[Records with interface code]

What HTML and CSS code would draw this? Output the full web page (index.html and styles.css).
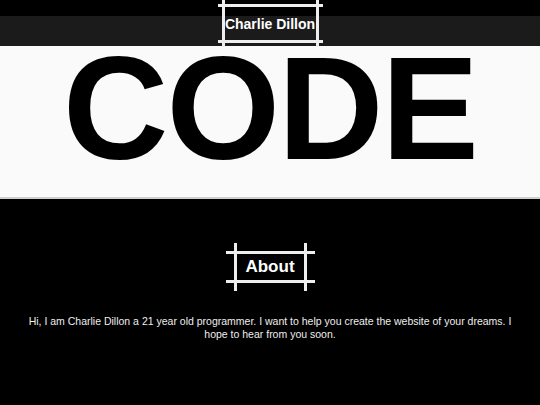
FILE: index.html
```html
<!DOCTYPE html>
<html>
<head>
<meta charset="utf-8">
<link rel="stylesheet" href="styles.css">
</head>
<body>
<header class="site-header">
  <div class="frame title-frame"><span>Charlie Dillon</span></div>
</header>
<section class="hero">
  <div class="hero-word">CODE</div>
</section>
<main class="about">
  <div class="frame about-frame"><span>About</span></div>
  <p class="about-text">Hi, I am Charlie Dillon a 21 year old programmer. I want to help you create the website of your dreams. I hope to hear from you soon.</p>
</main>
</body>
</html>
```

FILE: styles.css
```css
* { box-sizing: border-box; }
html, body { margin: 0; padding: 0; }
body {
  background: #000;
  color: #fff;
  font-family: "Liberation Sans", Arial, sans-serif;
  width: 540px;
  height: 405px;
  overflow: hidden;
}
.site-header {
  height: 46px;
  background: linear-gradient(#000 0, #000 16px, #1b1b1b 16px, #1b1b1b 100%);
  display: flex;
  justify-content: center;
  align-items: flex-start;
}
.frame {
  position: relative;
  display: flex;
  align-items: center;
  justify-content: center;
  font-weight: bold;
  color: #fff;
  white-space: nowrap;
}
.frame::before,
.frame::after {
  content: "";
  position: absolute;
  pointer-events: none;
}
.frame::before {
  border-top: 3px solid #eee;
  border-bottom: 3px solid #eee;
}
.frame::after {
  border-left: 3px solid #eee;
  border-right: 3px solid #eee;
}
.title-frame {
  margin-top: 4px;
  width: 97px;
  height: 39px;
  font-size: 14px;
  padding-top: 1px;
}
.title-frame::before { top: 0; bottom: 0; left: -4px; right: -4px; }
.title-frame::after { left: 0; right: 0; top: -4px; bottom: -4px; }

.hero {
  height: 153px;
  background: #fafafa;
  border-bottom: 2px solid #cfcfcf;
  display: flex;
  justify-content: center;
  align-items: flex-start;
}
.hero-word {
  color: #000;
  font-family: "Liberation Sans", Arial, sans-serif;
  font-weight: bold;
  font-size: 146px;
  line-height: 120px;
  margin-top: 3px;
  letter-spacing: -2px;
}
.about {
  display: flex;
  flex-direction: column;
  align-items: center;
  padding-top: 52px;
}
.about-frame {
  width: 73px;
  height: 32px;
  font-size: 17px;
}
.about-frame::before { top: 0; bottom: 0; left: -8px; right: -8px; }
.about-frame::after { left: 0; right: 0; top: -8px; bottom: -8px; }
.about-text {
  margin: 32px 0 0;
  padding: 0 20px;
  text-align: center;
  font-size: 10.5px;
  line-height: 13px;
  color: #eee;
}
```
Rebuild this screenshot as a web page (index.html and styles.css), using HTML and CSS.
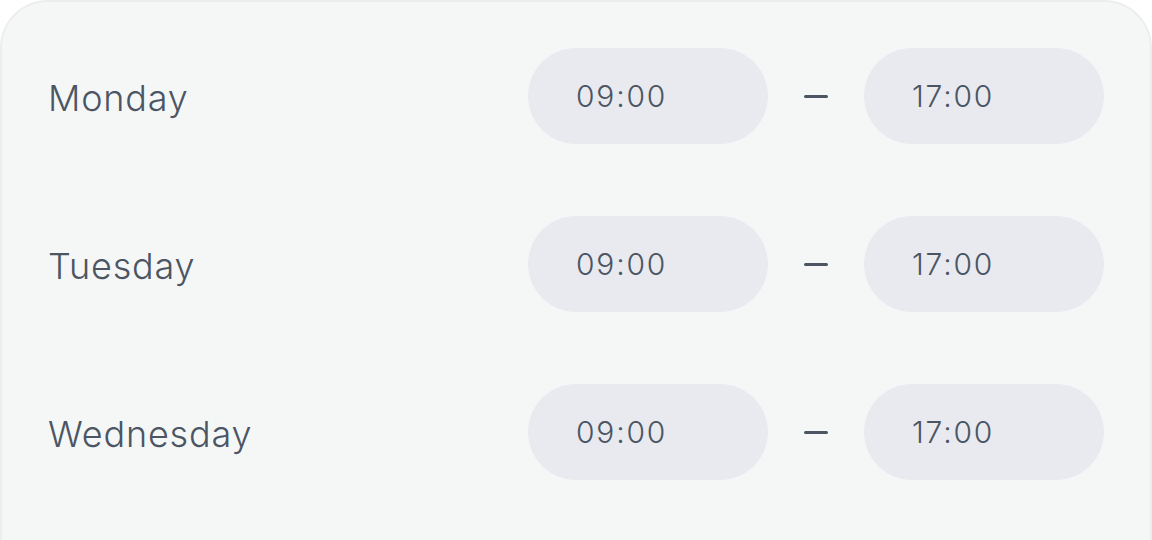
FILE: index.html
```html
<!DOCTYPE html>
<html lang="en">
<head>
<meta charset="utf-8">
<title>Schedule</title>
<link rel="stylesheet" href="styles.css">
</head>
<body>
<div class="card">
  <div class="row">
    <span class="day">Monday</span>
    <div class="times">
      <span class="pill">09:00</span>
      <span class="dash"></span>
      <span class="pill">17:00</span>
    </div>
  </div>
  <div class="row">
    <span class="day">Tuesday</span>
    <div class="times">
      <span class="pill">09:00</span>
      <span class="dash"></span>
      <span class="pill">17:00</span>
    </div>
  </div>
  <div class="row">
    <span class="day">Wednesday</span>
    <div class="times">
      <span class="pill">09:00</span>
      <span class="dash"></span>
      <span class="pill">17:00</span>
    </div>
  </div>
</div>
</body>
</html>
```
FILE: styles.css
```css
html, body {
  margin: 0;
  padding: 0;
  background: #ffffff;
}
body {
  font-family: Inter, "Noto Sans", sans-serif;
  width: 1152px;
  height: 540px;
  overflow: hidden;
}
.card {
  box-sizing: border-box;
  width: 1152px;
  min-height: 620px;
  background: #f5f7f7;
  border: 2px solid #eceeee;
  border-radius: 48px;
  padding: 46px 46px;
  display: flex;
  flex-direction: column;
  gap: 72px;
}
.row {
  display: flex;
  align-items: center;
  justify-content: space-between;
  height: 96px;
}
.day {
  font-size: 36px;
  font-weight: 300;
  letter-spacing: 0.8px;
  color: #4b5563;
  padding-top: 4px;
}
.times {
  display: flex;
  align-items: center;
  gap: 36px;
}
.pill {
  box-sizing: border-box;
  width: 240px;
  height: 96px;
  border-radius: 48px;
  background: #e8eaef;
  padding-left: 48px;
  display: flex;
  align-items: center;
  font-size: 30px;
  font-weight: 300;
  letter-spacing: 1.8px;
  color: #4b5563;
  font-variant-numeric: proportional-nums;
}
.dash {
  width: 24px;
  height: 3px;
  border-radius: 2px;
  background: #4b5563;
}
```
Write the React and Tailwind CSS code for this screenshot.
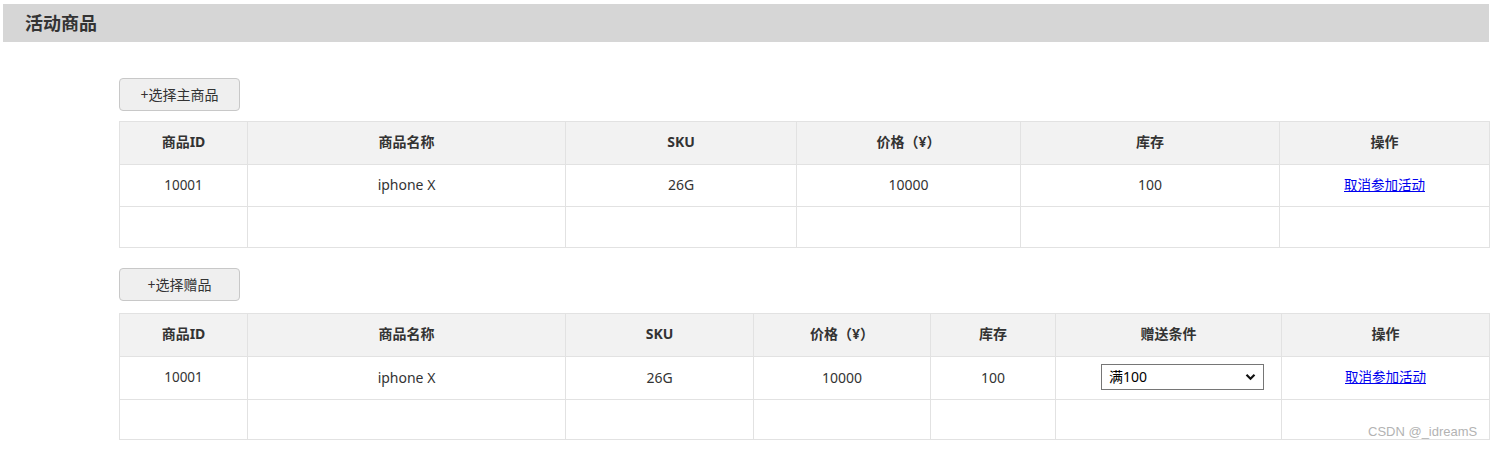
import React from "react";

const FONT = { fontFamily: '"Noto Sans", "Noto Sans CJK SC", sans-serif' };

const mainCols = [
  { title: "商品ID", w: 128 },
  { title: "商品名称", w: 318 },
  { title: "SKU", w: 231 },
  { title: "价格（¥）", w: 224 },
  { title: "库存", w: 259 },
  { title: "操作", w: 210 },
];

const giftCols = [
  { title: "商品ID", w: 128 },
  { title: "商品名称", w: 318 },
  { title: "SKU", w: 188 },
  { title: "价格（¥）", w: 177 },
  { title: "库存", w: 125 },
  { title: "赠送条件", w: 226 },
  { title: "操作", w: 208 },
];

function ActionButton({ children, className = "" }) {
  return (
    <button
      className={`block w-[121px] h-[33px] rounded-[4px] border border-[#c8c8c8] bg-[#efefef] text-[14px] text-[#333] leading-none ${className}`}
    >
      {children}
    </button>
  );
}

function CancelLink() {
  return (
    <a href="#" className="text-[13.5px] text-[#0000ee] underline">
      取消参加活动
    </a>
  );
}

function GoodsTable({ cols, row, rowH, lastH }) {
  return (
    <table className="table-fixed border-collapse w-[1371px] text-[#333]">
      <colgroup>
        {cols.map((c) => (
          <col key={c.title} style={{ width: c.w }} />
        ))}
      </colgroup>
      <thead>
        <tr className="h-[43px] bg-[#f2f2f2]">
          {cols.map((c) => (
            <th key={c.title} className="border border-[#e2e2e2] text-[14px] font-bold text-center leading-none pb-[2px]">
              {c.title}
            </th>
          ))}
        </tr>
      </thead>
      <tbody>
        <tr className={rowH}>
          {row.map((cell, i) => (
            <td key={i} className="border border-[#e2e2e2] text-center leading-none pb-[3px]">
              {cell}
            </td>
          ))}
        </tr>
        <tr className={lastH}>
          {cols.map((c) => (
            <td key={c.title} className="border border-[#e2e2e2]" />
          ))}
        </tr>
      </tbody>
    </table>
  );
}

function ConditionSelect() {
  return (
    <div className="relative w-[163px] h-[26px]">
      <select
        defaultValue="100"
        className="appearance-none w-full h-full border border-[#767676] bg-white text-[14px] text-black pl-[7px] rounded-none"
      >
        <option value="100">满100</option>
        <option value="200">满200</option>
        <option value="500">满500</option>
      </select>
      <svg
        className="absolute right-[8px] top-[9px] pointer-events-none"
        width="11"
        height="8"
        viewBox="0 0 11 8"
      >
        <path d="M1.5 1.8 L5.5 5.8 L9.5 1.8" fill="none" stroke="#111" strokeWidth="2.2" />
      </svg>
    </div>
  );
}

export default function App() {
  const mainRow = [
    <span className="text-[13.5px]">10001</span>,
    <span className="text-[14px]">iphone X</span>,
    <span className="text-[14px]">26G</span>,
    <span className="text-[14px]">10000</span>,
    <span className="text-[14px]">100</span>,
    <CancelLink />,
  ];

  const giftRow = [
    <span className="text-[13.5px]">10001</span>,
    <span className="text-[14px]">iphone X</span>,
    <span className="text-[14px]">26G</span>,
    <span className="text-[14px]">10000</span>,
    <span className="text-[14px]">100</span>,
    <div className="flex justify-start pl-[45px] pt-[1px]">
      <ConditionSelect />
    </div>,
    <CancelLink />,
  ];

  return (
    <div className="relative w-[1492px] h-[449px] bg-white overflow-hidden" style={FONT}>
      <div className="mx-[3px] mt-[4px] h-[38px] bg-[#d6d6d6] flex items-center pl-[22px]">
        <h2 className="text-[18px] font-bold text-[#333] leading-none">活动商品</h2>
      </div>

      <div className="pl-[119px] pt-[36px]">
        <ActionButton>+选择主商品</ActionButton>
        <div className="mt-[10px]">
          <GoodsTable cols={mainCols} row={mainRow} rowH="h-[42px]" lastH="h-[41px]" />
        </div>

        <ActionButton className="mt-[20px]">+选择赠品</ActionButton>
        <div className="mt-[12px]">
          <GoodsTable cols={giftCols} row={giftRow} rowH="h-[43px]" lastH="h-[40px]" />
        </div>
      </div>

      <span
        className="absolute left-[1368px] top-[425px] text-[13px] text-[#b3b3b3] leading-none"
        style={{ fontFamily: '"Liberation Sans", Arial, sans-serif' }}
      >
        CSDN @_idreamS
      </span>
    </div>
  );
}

...

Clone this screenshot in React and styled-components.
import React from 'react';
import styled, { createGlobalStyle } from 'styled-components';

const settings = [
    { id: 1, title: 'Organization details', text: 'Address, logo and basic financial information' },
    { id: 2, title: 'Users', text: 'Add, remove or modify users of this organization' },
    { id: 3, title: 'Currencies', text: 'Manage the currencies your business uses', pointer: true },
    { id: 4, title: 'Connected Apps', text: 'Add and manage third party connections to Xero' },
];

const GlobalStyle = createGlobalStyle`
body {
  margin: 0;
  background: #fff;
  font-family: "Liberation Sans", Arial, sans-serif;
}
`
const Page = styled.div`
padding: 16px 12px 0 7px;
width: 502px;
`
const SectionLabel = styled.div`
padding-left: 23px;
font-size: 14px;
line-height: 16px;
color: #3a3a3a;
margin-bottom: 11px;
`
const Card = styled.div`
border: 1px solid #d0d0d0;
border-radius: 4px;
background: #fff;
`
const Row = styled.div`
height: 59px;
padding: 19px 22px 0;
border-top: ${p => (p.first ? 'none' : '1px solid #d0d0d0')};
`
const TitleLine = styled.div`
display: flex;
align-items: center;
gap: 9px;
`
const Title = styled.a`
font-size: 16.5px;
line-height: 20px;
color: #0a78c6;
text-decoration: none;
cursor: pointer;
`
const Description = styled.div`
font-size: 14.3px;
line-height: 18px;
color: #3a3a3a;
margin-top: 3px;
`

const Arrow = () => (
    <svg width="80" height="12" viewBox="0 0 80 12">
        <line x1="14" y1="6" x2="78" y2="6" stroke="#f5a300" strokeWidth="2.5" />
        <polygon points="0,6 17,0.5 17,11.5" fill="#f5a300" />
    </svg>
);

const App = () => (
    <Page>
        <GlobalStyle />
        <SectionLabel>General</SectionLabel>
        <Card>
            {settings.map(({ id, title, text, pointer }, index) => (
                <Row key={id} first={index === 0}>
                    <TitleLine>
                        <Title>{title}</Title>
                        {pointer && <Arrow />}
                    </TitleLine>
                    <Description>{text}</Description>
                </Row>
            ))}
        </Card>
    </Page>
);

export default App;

» **Objective**
Search the listing above for the string "screenshot". Copy every line that contains it.

» **Exercise result**
Rebuild this screenshot as a web page (index.html and styles.css), using HTML and CSS.
Write the React and Tailwind CSS code for this screenshot.
Clone this screenshot in React and styled-components.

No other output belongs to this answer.